9. As to the costs, there was a considerable argument as to what costs I could or ought to allow in this case; but in the view that I have taken of the conduct of the claimant, I think that point does not arise in this case. I consider that the necessity for the adjournment into Court and the lengthy hearing in Court is entirely due to the character of the affidavit which was put in by Mr. Nagindas. It courted opposition and was, as I said, on the face of it the very reverse of convincing. If the story he told in the witness-box had been set out clearly in his affidavit, 1 very much doubt that the Liquidator would have refused to admit his claim, or when it came before me in Chambers I should have thought it in any way necessary to adjourn the matter into Court.

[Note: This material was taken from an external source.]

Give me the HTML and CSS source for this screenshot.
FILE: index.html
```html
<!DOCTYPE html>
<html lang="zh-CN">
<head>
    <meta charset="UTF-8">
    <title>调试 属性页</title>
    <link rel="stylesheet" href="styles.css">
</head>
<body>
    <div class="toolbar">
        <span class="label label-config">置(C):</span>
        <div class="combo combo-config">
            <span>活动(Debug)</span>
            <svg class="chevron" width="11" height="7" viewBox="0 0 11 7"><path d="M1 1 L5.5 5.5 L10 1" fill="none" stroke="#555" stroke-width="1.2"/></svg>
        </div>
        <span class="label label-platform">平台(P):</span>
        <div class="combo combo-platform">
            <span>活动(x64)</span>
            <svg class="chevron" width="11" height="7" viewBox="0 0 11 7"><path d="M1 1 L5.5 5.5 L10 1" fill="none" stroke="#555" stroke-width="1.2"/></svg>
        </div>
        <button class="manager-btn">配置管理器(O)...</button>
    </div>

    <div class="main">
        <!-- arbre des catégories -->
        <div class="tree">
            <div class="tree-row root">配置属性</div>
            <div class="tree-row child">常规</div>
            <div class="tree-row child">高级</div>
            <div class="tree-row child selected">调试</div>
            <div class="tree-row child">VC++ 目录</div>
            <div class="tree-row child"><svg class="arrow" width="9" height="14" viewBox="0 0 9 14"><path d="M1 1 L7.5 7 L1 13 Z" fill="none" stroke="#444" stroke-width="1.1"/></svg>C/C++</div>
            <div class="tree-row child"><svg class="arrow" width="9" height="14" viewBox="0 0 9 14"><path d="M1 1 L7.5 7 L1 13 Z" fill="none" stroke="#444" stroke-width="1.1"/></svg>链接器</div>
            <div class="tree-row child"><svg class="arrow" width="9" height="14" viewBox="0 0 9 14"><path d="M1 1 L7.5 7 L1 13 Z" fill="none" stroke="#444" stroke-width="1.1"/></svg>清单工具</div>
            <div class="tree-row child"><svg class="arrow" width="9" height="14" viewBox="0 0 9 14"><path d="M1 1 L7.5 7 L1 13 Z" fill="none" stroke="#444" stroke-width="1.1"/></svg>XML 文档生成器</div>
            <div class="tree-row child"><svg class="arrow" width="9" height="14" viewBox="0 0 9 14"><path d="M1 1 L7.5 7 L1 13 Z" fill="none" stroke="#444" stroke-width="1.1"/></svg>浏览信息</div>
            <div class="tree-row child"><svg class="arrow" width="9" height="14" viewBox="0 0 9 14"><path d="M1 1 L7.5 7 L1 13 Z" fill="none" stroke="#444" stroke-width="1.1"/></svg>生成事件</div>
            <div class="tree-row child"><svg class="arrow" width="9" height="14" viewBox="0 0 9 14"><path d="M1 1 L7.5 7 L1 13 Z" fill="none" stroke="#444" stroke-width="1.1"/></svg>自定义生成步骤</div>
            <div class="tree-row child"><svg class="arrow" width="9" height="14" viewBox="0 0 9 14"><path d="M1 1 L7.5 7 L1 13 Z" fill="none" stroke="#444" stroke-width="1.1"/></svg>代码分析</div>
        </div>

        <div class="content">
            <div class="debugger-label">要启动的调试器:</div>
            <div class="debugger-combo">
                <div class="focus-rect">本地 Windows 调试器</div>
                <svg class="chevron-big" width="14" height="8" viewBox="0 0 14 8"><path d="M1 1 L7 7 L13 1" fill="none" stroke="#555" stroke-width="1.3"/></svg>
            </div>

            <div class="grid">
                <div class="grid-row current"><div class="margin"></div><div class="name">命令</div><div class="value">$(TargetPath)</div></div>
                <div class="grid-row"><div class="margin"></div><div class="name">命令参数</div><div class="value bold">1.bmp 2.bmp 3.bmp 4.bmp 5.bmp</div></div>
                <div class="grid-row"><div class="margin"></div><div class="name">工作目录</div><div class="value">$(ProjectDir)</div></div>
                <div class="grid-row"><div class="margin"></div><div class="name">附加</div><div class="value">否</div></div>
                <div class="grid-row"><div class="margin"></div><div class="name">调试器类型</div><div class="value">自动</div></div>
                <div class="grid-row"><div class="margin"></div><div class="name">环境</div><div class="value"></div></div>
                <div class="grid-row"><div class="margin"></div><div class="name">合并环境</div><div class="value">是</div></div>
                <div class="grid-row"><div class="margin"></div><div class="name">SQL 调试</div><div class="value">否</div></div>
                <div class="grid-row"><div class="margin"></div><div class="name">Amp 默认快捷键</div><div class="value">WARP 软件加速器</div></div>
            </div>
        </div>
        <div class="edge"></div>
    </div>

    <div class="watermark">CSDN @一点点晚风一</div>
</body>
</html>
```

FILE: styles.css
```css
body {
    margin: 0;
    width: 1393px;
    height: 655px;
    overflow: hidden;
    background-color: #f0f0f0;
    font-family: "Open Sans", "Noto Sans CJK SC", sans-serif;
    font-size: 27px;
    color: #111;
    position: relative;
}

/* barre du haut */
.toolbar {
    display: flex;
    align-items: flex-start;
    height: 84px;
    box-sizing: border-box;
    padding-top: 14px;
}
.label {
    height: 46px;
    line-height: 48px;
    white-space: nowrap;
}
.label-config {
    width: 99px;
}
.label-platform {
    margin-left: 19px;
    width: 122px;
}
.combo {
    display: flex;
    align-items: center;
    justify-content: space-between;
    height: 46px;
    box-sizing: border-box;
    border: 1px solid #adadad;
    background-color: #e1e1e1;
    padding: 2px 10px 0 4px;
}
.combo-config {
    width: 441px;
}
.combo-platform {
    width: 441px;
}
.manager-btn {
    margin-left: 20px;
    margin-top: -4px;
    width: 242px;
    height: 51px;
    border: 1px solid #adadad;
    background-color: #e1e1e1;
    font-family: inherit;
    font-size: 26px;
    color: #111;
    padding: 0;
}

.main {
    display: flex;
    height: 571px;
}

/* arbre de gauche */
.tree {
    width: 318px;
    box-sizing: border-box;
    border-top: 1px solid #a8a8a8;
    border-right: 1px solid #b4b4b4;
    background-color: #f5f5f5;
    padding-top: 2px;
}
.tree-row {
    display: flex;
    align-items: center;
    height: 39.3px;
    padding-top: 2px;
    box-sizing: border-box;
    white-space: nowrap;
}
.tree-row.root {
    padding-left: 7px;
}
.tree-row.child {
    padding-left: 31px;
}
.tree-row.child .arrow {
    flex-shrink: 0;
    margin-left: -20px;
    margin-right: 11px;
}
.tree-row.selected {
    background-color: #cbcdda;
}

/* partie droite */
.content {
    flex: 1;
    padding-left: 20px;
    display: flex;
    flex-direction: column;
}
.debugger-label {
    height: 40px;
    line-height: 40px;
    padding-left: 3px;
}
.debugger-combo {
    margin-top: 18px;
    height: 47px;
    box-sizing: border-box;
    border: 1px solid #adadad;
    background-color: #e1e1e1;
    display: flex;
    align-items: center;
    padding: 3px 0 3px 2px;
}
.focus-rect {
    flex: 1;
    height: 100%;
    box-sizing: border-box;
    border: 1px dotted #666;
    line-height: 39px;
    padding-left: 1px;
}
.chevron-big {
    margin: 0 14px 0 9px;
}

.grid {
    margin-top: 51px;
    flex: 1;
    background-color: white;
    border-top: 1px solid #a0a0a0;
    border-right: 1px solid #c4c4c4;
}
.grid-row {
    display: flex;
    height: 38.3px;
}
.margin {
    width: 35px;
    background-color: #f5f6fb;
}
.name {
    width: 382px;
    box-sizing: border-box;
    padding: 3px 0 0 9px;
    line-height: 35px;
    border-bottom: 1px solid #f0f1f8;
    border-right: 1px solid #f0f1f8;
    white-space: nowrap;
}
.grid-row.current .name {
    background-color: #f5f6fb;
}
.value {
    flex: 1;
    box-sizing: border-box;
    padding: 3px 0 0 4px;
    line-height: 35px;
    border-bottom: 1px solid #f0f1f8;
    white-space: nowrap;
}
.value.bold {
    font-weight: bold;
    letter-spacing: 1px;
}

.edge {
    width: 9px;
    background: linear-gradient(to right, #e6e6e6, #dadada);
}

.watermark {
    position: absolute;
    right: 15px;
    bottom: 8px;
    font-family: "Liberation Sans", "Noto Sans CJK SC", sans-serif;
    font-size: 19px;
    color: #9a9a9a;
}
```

10. I am of opinion therefore that the claimant is not entitled to the costs of the hearing in Court even if I considered that I had the power to award them to him. I may point out that the rule in England is laid down in two cases: Bailey and Leetham's case (1) In re General Estates Co., Ex parte Wright and Gamble (2). It apparently is that the costs of adjournment into Court are allowed if the claimant succeeds under ordinary circumstances. That is all I could have awarded to him and as I think that the adjournment into Court was rendered necessary by the way in which his affidavit was drafted, 1 disallow the costs of that adjournment into Court. As to the other costs they are apparently provided for under Rule 663 of the Rules of the High Court which says: 'Such creditors as come in and prove their debts or claims pursuant to notice from the official liquidator shall be allowed their costs of proof which will be added to the debt.' I allow the claimant such costs as he would ordinarily be allowed under Rule 663; but no costs of or subsequent to the adjournment into Court.
11. The claim is allowed to the extent of Rs. 2652, and costs under Rule 663 up to the time the matter was adjourned into Court.
12. No order as to costs subsequent to that order.